L’Italia di Mattarella e Draghi senza più voce in parlamento

Mentre in parlamento la presidente del Consiglio spiegava che lo spread sotto i cento punti base significa che i titoli di stato italiani sono considerati «più sicuri» (sic) di quelli tedeschi e il segretario di Più Europa si faceva espellere dall’aula perché vestito da fantasma (sigh), Sergio Mattarella e Mario Draghi prendevano la parola al simposio Cotec, a Coimbra, per esortare l’Europa ad agire lungo le linee del rapporto sulla competitività elaborato dallo stesso ex presidente della Bce. Mi pare estremamente significativo che per segnalare i pericoli dell’inazione Mattarella, volendo fare un solo esempio, abbia scelto proprio la difesa comune, che «nella sua attualità e urgenza ben esemplifica le conseguenze dell’inazione e delle ingiustificate ritrosie a procedere lungo il cammino dell’integrazione». Gli stati membri, ha ricordato nel suo intervento il capo dello stato, ne discutono da settant’anni, e non è difficile immaginare quale sarebbe oggi la condizione dell’Unione, dinanzi alle nuove minacce che deve fronteggiare, se le discussioni di allora avessero prodotto dei risultati. «Oggi siamo in ritardo, in rincorsa rispetto agli eventi e dobbiamo, di conseguenza, avvertirne l’urgenza». Parole che dovrebbero risuonare con forza alle orecchie di tutti i leader politici italiani, e in particolare ai vertici del Partito democratico, per ovvie ragioni.

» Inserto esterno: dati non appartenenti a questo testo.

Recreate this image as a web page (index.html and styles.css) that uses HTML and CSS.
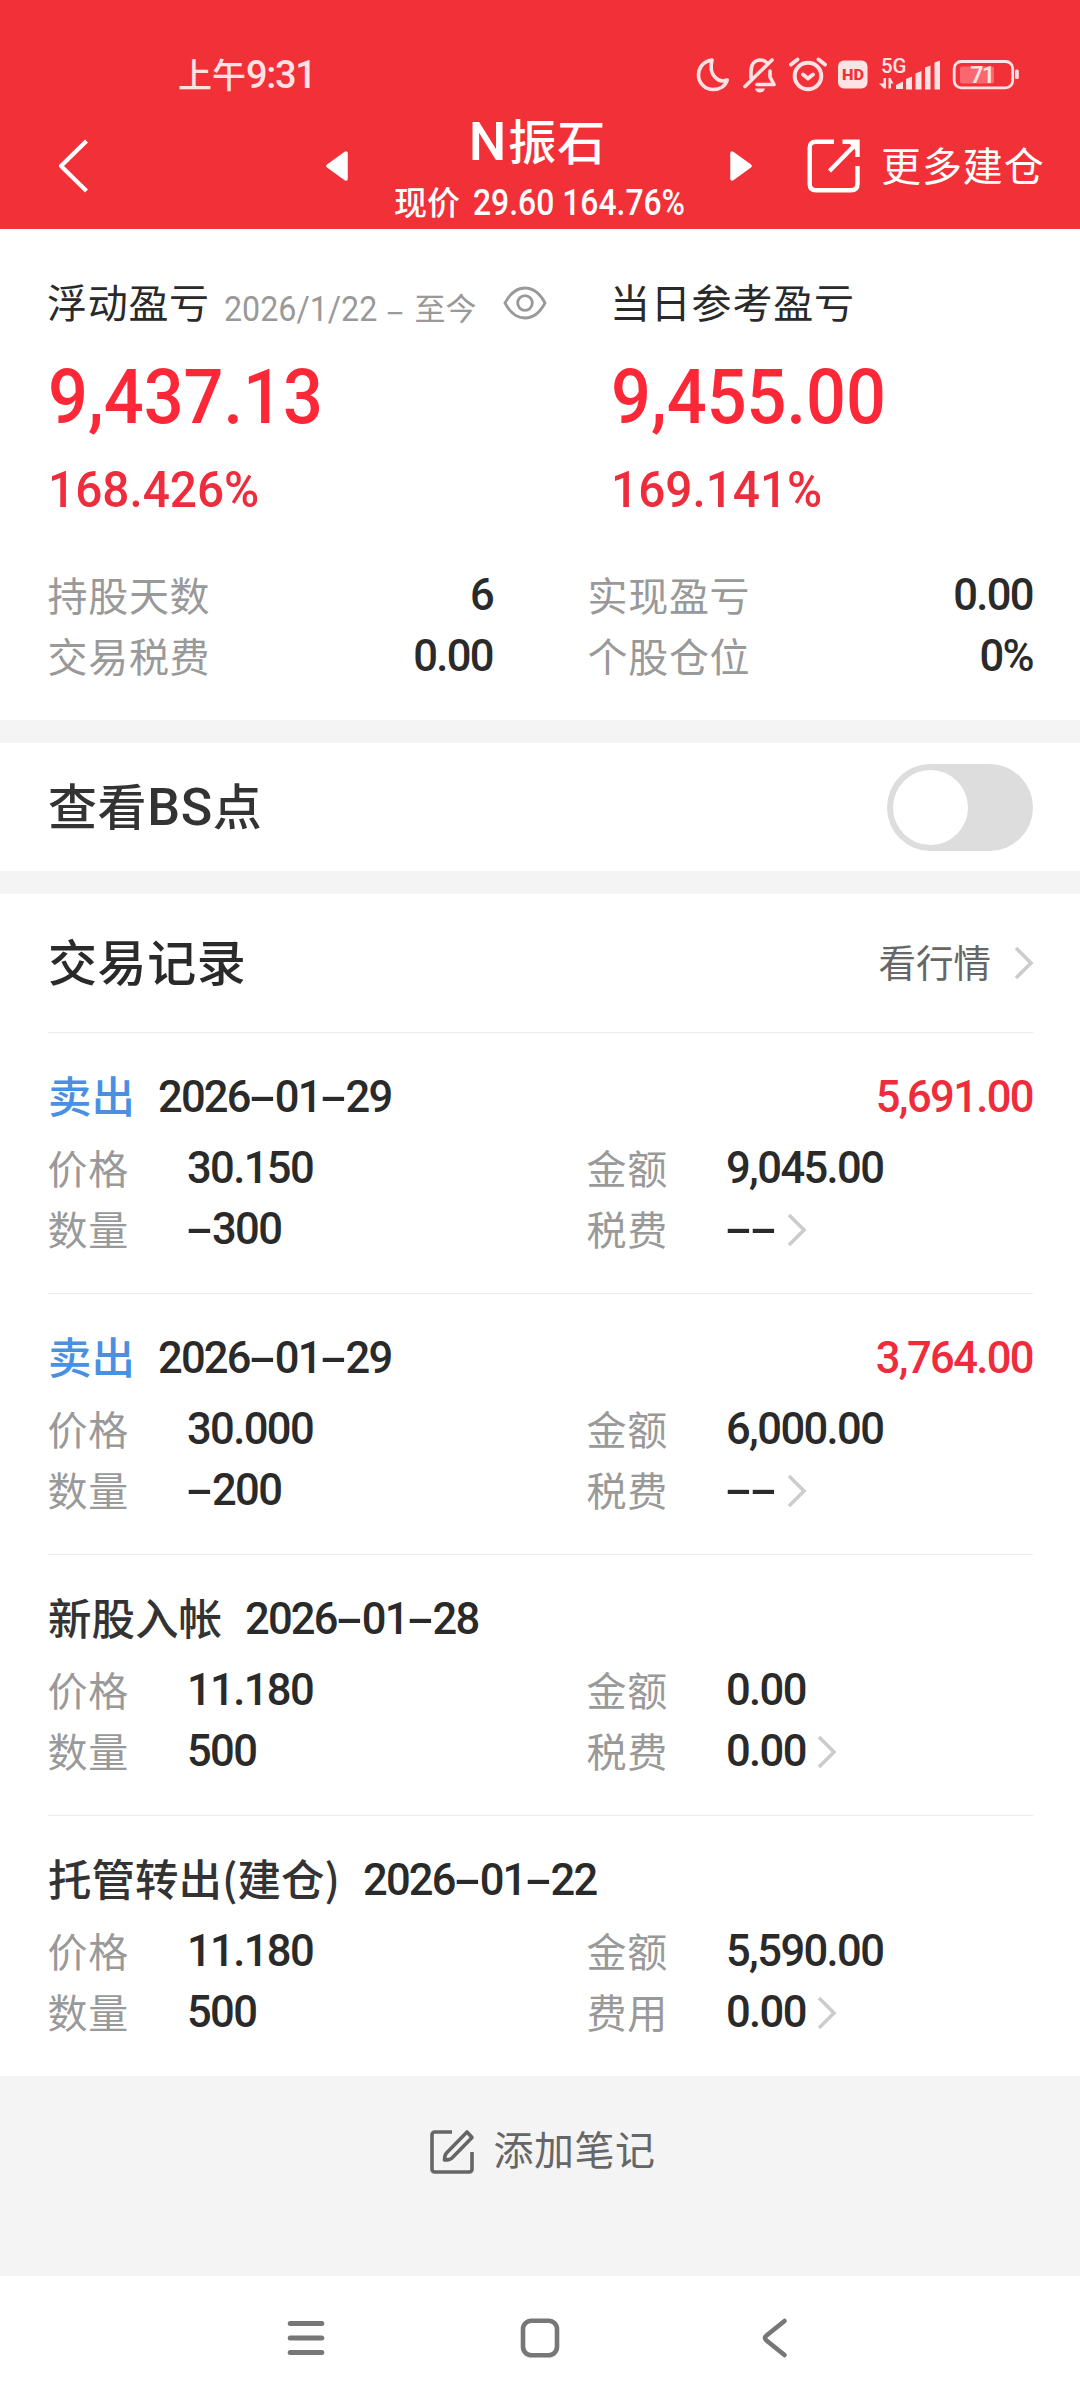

Per il Capo dello stato le iniziative dell’Ue sulla difesa «sono un primo fondamentale passo e testimoniano piena consapevolezza della posta in gioco»
Il presidente della Repubblica ha voluto però essere ancora più chiaro. «Le iniziative avviate in materia dalla Commissione europea sono un primo fondamentale passo e testimoniano piena consapevolezza della posta in gioco. Rappresentano anche una dimostrazione di concretezza, volendo porre a fattor comune strumenti e vantaggi di scala propri di un ordinamento sovranazionale che già in passato ha dimostrato capacità di adattamento a diversi shock esogeni». E questo è tutto quanto ci sarebbe da dire rispetto alle obiezioni speciose venute da destra e da sinistra al piano di Ursula von der Leyen, anche volendo tralasciare le invettive più rozze e demagogiche del putinismo gialloverde sempre in servizio. L’intervento di Draghi è stato naturalmente più articolato, e meriterebbe di essere letto per intero (ai lettori di sinistra, che sento arricciare il naso per vecchi riflessi condizionati, segnalo in particolare il passaggio contro la politica fiscale restrittiva e la «repressione salariale» attuate in Europa dopo la grande crisi). Draghi ha detto che lo shock provocato dai dazi di Trump non sarà riassorbito tanto presto, e probabilmente non sarà riassorbito affatto, ma il punto centrale del suo discorso mi pare questo: «Dal 2020 abbiamo perso il nostro modello di crescita, il nostro modello energetico e il nostro modello di difesa. Gli europei avvertono in modo acuto il senso di crisi. Crescita, energia e difesa sono le aree fondamentali in cui i governi devono provvedere ai loro cittadini, eppure in ciascuna di esse ci siamo trovati ostaggio della sorte ed esposti alle decisioni imprevedibili degli altri». La durezza delle critiche alle scelte sbagliate o all’inazione delle leadership europee degli ultimi anni (decenni) non va ovviamente confusa con l’antieuropeismo da quattro soldi dei demagoghi che purtroppo affollano la scena politica italiana. Anzi, direi che il nostro problema più grave, messo crudelmente in luce dalla giornata di ieri, è proprio il fatto che l’Italia di Mattarella e Draghi, con la sua chiara consapevolezza delle minacce che abbiamo davanti, non sembra essere più rappresentata in parlamento, dove rimangono solo populisti di destra e di sinistra, leader di opposizione travestiti da fantasmi e fantasmi dei leader di governo che furono.